NEGATIVE: Future developments that may, individually or collectively, lead to negative rating action include:
--A sustained return of adverse economic conditions for the chemical industry leading to weak sales and profits;
--Expectations for prolonged meaningful negative FCF;
--FFO adjusted net leverage greater than 2.5x on a sustained basis.
LIQUIDITY AND LEVERAGE
STRONG LIQUIDITY
As of June 30, 2016, cash on hand was $7.3 billion including $4.7 billion held at subsidiaries in foreign countries. The company's $5 billion revolver maturing March 2020 was fully available and a further $1.3 billion of short-term committed facilities are available.
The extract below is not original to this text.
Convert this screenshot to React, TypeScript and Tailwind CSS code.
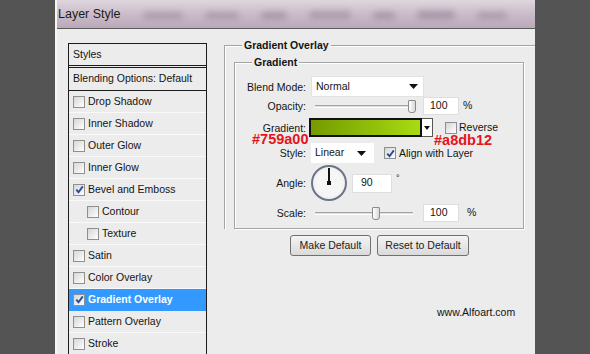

The revolver has a debt to capital covenant maximum of 65% which compares to the calculation of 40% at June 30, 2016. The covenant applies at any time when outstanding balances are equal to or greater than $500 million. Total liquidity of $11.7 billion compares to Fitch's expectation that Dow will generate free cash flow after 2016 capital expenditures guided to $3.9 billion, annual interest expense estimated at $1 billion, and annual dividends estimated at $2.5 billion. Current maturities of debt over the next five years are $373 million for 2016, $655 million for 2017, $5.3 billion for 2018, $2.4 billion in 2019, $1.8 billion in 2020.
DE-LEVERAGING EXPECTED
As of June 30, 2016, total debt at $25.7 billion compared at 3.1x LTM operating EBITDA of $8.4 billion and FFO adjusted net leverage was 2.9x following the acquisition of the remaining 50% of Dow Corning using $4.5 billion of additional debt on June 1, 2016. DOW has been rationalizing its portfolio of businesses to drive higher margins and cash flow as well as provide returns to shareholders. Fitch expects debt levels to remain at about current levels absent recapitalizing events. Fitch expects FFO adjusted net leverage to decline to below 2x over the rating horizon.
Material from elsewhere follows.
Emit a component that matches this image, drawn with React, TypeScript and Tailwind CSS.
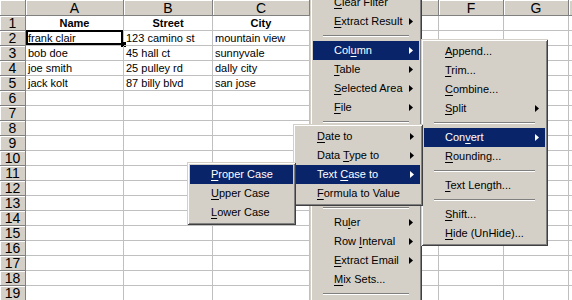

FULL LIST OF RATING ACTIONS
Fitch has assigned the following rating on Rating Watch Positive:
Dow Corning Corporation
--Senior unsecured term loan 'BBB'.
Fitch has maintained the Rating Watch Positive on DOW's ratings as follows:
The Dow Chemical Company (DCC)
--Long-term IDR 'BBB';
--Senior unsecured revolving credit facility 'BBB';
--Senior unsecured debt 'BBB';
--Short-term IDR 'F2';
--CP ratings 'F2'.
Dow Capital BV
--Senior unsecured debt 'BBB'.
Union Carbide Corporation (Union Carbide)
--Long-term IDR 'BBB-';
--Senior unsecured debt 'BBB-'.
Rohm and Haas Company (Rohm and Haas)
--Senior unsecured debentures and notes guaranteed by Dow Chemical 'BBB'.